Directions for this task: Go through the listing below and gather every line with the word "that".

-- BEGIN --

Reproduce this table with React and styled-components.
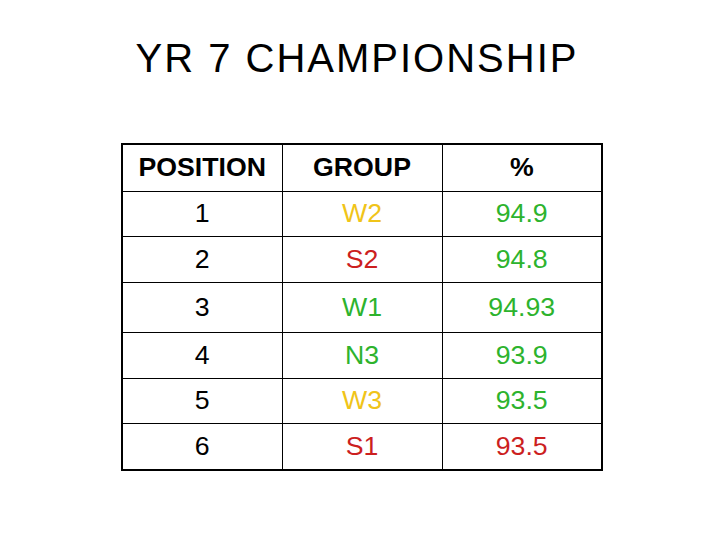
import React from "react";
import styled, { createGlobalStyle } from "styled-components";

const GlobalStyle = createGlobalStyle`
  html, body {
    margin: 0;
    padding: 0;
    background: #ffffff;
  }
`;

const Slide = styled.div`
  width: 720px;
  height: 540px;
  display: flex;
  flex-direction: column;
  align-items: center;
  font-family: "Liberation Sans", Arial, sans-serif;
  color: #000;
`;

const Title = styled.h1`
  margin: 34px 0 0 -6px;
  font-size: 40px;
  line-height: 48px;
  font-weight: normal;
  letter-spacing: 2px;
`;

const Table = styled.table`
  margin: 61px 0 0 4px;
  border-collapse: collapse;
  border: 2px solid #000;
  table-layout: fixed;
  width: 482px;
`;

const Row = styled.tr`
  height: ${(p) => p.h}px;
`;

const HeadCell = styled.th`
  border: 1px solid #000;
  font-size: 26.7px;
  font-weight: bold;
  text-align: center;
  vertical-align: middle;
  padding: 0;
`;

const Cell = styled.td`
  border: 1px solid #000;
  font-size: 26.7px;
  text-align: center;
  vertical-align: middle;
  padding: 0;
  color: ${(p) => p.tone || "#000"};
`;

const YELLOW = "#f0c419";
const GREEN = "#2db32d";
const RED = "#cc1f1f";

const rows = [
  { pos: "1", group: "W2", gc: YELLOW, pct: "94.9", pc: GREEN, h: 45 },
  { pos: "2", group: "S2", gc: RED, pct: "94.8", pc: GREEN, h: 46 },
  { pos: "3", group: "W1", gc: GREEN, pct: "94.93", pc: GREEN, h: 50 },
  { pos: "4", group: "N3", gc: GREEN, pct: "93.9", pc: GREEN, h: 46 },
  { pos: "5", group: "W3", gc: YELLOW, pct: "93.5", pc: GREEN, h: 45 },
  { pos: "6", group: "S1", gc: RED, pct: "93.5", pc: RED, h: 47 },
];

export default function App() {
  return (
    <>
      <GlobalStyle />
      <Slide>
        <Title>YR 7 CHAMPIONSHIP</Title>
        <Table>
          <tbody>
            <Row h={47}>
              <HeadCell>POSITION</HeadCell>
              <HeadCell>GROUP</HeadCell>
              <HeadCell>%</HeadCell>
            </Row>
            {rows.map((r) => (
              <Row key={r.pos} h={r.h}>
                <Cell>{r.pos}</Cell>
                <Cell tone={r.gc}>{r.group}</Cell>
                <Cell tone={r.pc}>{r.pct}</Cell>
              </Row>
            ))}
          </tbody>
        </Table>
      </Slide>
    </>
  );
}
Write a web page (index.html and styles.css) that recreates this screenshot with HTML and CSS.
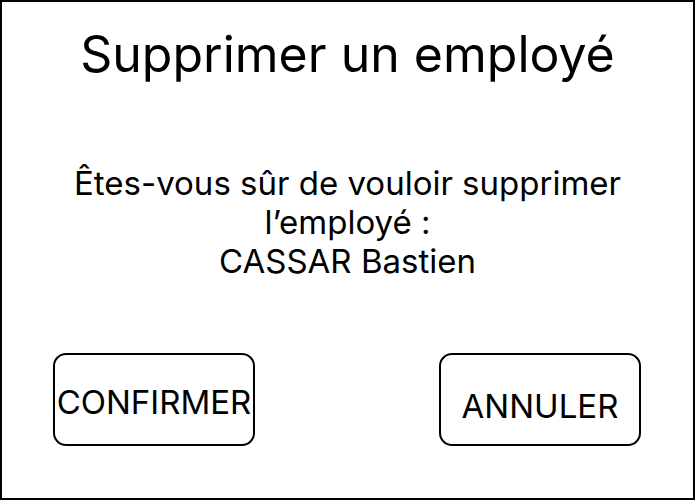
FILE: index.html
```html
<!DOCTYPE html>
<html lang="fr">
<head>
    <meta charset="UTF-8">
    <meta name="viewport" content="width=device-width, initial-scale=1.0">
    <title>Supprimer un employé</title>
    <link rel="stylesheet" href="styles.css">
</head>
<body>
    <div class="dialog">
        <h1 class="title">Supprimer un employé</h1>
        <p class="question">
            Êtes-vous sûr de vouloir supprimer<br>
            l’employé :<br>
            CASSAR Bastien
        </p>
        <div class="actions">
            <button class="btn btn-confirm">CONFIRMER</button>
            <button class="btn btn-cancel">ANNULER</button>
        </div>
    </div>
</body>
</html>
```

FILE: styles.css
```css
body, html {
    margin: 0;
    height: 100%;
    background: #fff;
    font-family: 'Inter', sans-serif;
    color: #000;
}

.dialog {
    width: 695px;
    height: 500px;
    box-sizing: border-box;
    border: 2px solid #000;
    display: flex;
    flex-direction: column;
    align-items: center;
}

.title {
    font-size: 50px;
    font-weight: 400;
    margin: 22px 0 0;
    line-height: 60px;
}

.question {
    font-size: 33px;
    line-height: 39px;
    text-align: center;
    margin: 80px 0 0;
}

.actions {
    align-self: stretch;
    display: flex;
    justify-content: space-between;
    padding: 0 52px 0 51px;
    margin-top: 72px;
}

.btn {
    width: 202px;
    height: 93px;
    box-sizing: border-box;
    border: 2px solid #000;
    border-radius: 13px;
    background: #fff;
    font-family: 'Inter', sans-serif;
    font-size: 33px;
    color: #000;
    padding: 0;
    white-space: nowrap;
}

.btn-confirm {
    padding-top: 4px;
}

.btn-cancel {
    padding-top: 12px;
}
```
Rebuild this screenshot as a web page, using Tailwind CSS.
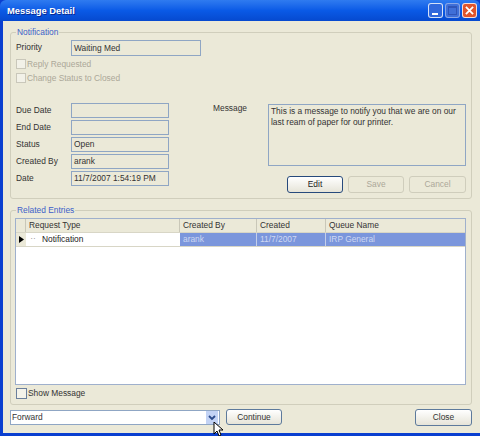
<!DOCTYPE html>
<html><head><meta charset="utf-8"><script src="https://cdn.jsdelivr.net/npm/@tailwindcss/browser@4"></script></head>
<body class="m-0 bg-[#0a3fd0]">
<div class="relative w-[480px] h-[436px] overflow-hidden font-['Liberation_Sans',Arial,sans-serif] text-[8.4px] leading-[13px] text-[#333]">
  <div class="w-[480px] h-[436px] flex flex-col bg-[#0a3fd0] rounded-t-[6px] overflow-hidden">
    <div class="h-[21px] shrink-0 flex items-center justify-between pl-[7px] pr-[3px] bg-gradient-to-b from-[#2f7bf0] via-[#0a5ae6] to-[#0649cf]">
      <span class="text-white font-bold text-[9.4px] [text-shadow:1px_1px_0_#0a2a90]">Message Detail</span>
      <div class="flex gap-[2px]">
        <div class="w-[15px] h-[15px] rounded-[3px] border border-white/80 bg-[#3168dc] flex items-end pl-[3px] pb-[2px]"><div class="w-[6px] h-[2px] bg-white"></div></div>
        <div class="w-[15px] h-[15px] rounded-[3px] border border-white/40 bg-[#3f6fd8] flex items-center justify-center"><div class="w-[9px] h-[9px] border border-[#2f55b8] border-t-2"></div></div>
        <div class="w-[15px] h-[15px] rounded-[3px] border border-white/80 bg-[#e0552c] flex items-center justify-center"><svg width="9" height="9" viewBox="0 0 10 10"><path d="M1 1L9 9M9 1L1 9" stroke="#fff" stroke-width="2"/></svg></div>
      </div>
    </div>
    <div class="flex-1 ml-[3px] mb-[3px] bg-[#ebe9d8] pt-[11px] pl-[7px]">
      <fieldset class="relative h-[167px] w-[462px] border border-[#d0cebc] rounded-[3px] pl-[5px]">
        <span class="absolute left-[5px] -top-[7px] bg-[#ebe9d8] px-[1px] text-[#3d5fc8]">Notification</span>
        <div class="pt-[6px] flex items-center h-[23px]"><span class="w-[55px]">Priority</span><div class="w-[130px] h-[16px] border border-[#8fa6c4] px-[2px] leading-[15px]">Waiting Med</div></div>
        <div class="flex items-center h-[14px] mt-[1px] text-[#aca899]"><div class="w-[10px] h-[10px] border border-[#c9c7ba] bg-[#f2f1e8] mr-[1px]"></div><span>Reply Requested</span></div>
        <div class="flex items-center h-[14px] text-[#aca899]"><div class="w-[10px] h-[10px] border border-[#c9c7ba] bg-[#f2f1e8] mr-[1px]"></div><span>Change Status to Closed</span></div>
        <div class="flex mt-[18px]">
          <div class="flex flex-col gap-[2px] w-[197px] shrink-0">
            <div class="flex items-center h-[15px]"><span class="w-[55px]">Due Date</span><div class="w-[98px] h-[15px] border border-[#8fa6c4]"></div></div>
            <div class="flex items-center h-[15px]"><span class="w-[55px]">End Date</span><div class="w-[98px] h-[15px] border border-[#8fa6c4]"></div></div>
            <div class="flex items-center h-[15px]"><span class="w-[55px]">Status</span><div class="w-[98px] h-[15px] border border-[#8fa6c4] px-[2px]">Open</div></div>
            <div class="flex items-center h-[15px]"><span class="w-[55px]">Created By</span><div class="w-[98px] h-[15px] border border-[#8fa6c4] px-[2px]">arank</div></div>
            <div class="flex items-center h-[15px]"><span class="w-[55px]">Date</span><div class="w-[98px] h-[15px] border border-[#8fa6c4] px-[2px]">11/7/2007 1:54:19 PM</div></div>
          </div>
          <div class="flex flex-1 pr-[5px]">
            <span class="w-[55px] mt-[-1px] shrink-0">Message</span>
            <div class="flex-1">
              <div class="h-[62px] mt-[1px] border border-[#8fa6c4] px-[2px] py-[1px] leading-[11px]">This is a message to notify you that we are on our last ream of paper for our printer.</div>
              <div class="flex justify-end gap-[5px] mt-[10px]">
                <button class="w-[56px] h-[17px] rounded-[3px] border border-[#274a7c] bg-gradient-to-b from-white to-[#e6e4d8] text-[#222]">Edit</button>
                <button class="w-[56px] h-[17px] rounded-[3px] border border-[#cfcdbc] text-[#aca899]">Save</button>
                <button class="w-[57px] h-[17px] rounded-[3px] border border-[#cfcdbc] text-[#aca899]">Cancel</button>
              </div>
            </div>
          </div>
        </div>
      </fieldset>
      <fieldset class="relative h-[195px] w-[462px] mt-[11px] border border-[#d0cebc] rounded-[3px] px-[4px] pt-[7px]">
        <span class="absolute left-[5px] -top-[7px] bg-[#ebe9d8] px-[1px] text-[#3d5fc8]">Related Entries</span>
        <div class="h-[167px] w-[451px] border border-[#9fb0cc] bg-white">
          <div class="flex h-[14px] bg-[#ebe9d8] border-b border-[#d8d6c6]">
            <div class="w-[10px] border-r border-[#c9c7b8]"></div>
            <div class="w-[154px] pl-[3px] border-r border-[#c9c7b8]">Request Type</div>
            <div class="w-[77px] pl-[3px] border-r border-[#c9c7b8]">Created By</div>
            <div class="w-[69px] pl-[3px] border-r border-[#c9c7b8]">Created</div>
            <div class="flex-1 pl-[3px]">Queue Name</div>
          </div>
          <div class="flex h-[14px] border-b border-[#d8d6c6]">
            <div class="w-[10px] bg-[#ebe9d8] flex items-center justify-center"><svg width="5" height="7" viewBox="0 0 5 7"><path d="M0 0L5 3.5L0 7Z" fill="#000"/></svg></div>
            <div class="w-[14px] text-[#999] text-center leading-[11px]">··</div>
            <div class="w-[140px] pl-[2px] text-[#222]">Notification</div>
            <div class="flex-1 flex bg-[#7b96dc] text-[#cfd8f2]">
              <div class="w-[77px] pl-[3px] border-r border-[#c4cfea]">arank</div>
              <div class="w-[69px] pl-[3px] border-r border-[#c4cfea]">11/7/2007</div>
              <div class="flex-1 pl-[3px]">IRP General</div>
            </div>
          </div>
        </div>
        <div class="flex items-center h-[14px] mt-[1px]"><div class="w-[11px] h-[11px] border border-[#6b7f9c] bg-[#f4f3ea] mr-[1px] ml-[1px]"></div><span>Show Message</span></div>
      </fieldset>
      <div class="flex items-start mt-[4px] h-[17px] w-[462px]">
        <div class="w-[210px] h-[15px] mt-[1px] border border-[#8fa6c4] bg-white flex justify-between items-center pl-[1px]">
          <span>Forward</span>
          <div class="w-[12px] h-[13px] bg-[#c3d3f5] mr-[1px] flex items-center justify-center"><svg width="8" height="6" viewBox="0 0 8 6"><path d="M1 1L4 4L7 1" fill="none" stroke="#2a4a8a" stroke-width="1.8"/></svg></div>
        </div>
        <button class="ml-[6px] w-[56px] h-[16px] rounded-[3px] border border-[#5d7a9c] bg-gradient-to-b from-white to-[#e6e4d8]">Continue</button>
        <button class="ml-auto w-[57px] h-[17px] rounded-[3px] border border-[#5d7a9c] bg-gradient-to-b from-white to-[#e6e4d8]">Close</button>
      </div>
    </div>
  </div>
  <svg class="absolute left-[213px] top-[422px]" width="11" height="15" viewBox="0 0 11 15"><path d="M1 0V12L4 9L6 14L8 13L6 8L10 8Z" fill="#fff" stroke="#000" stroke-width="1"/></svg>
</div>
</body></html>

-- END --

Reply to the exercise:
Write a web page (index.html and styles.css) that recreates this screenshot with HTML and CSS.
              <div class="h-[62px] mt-[1px] border border-[#8fa6c4] px-[2px] py-[1px] leading-[11px]">This is a message to notify you that we are on our last ream of paper for our printer.</div>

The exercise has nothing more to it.